Based at Oslo University Hospital, Rikshospitalet, Norway, the trial will evaluate the agent’s safety profile and how injections of it are eliminated from the body in healthy subjects.

“This manganese-based MR agent is one of a number of novel agents we have at various stages of development in our innovation pipeline, all of which aim to give practitioners more choice in delivering precision care for their patients,” said Dr. Paul Evans, head of global R&D at GE HealthCare’s pharmaceutical diagnostics unit, in a statement.

GBCAs have been linked to issues in people with advanced kidney failure and renal insufficiency, including nephrogenic systemic fibrosis, a painful and often fatal disease characterized by thickening and darkening of the skin and organs. In the last decade, evidence has emerged suggesting that gadolinium also accumulates in the brain and can lead to gadolinium deposition disease in people with normal renal functioning.

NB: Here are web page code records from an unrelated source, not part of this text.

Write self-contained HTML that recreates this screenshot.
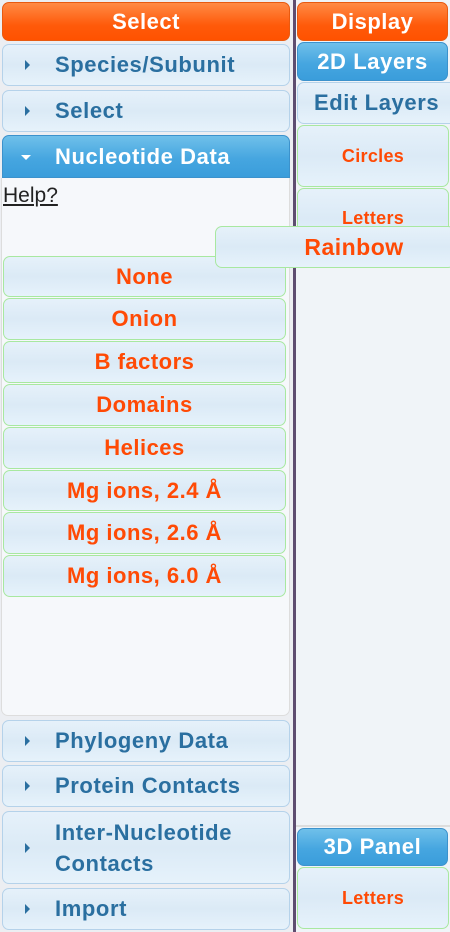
<!DOCTYPE html><html><head><style>
body{margin:0;width:450px;height:932px;position:relative;background:#eceef2;font-family:"Liberation Sans",sans-serif;font-weight:bold;overflow:hidden}
.a{position:absolute;box-sizing:border-box;border-radius:7px;display:flex;align-items:center;justify-content:center;white-space:nowrap}
.or{background:linear-gradient(#ff8a45,#ff5a0a 60%,#ff5200);color:#fff;font-size:22px;letter-spacing:0.5px;border:1px solid #e85a10}
.bl{background:linear-gradient(#6fc0ea,#46a6e0 55%,#3a9ddb);color:#fff;font-size:22px;letter-spacing:0.6px;border:1px solid #3c92cc}
.lt{background:linear-gradient(#e6f1fa,#dbeaf6 50%,#e6f2fb);border:1px solid #b5d2ea;color:#2a6fa0;font-size:22px;letter-spacing:0.6px;justify-content:flex-start;padding-left:52px}
.tr:before,.bl.h:before{content:"";position:absolute;left:22px;top:50%;margin-top:-5px;border-left:5px solid #2a6fa0;border-top:5px solid transparent;border-bottom:5px solid transparent}
.bl.h{justify-content:flex-start;padding-left:52px;border-radius:7px 7px 0 0}
.bl.h:before{border-left:5px solid transparent;border-right:5px solid transparent;border-top:5px solid #fff;border-bottom:0;margin-top:-2px;left:18px}
.gb{background:linear-gradient(#e6f1fa,#dbeaf6 50%,#e6f2fb);border:1px solid #a8e8a0;color:#ff4a05;font-size:22px;letter-spacing:0.5px}
.gs{font-size:18px;letter-spacing:0.3px}
</style></head><body>
<div style="position:absolute;left:293px;top:0;width:3px;height:932px;background:#5e4d70"></div>
<div style="position:absolute;left:296px;top:0;width:154px;height:932px;background:#f0f4f8"></div>
<div style="position:absolute;left:296px;top:825px;width:154px;height:2px;background:#ddd"></div>
<div class="a or" style="left:2px;top:2px;width:288px;height:39px">Select</div>
<div class="a lt tr" style="left:2px;top:44px;width:288px;height:42px">Species/Subunit</div>
<div class="a lt tr" style="left:2px;top:90px;width:288px;height:42px">Select</div>
<div class="a bl h" style="left:2px;top:135px;width:288px;height:43px">Nucleotide Data</div>
<div style="position:absolute;left:1px;top:178px;width:289px;height:538px;background:#f6f8fb;border:1px solid #ddd;border-top:0;border-radius:0 0 7px 7px;box-sizing:border-box"></div>
<div style="position:absolute;left:3px;top:184px;font-weight:normal;font-size:21px;color:#222;text-decoration:underline">Help?</div>
<div class="a gb" style="left:3px;top:256px;width:283px;height:41px">None</div>
<div class="a gb" style="left:3px;top:298px;width:283px;height:42px">Onion</div>
<div class="a gb" style="left:3px;top:341px;width:283px;height:42px">B factors</div>
<div class="a gb" style="left:3px;top:384px;width:283px;height:42px">Domains</div>
<div class="a gb" style="left:3px;top:427px;width:283px;height:42px">Helices</div>
<div class="a gb" style="left:3px;top:470px;width:283px;height:41px">Mg ions, 2.4 Å</div>
<div class="a gb" style="left:3px;top:512px;width:283px;height:42px">Mg ions, 2.6 Å</div>
<div class="a gb" style="left:3px;top:555px;width:283px;height:42px">Mg ions, 6.0 Å</div>
<div class="a lt tr" style="left:2px;top:720px;width:288px;height:42px">Phylogeny Data</div>
<div class="a lt tr" style="left:2px;top:765px;width:288px;height:42px">Protein Contacts</div>
<div class="a lt tr" style="left:2px;top:811px;width:288px;height:73px;line-height:31px;white-space:normal">Inter-Nucleotide<br>Contacts</div>
<div class="a lt tr" style="left:2px;top:888px;width:288px;height:42px">Import</div>
<div class="a or" style="left:297px;top:2px;width:151px;height:39px">Display</div>
<div class="a bl" style="left:297px;top:42px;width:151px;height:39px">2D Layers</div>
<div class="a lt" style="left:297px;top:82px;width:158px;height:42px;padding-left:16px;border-radius:7px 0 0 7px">Edit Layers</div>
<div class="a gb gs" style="left:297px;top:125px;width:152px;height:62px">Circles</div>
<div class="a gb gs" style="left:297px;top:188px;width:152px;height:62px;align-items:flex-start;padding-top:19px">Letters</div>
<div class="a gb" style="left:215px;top:226px;width:240px;height:42px;padding-left:38px;font-size:23px">Rainbow</div>
<div class="a bl" style="left:297px;top:828px;width:151px;height:38px">3D Panel</div>
<div class="a gb gs" style="left:297px;top:867px;width:152px;height:62px">Letters</div>
</body></html>
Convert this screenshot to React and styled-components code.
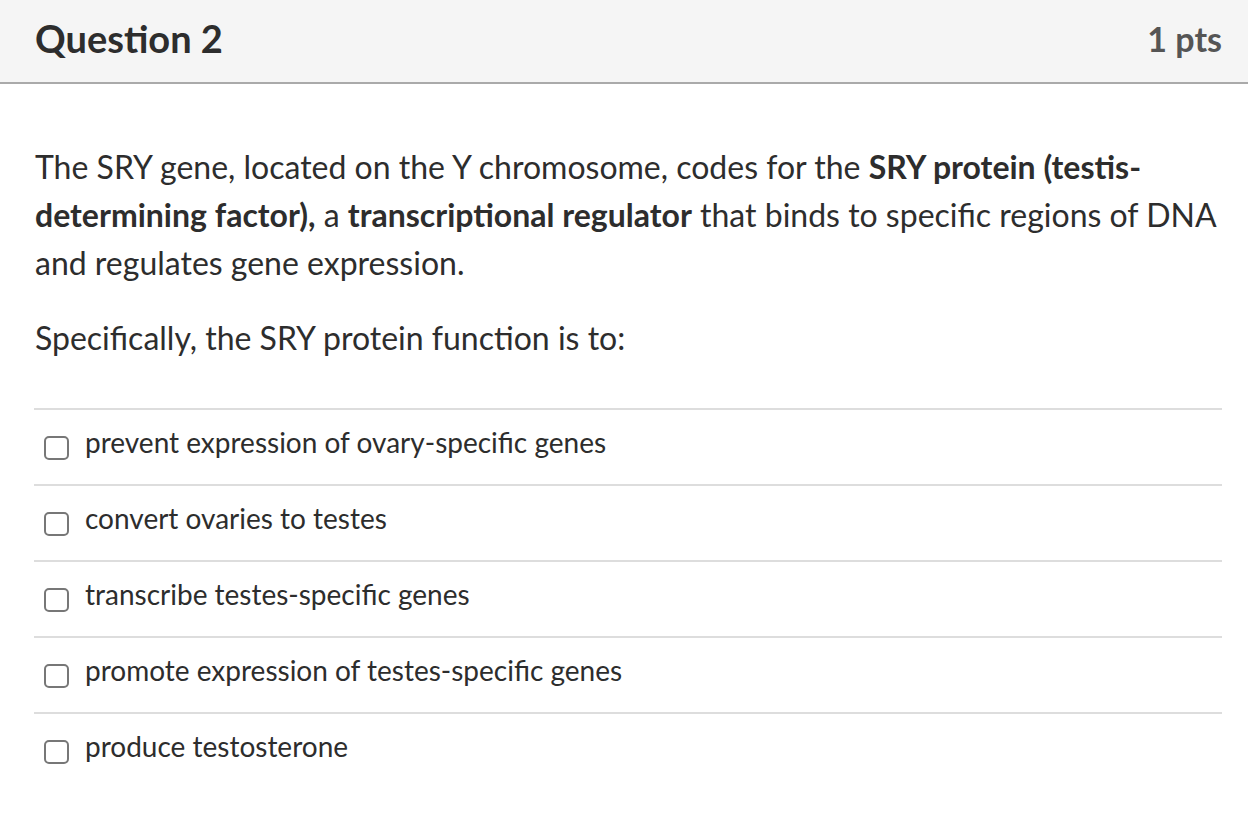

While no adverse impacts have been found, the FDA now requires “black box” warnings about the heavy metal. Additionally, GBCAs increase gadolinium levels in earth’s surface waters, as patients expel it in their urine within 24 hours. When exposed to UV light, it becomes toxic. Japanese researchers emphasized this in a 2020 study after finding spikes in gadolinium throughout their city’s river waters.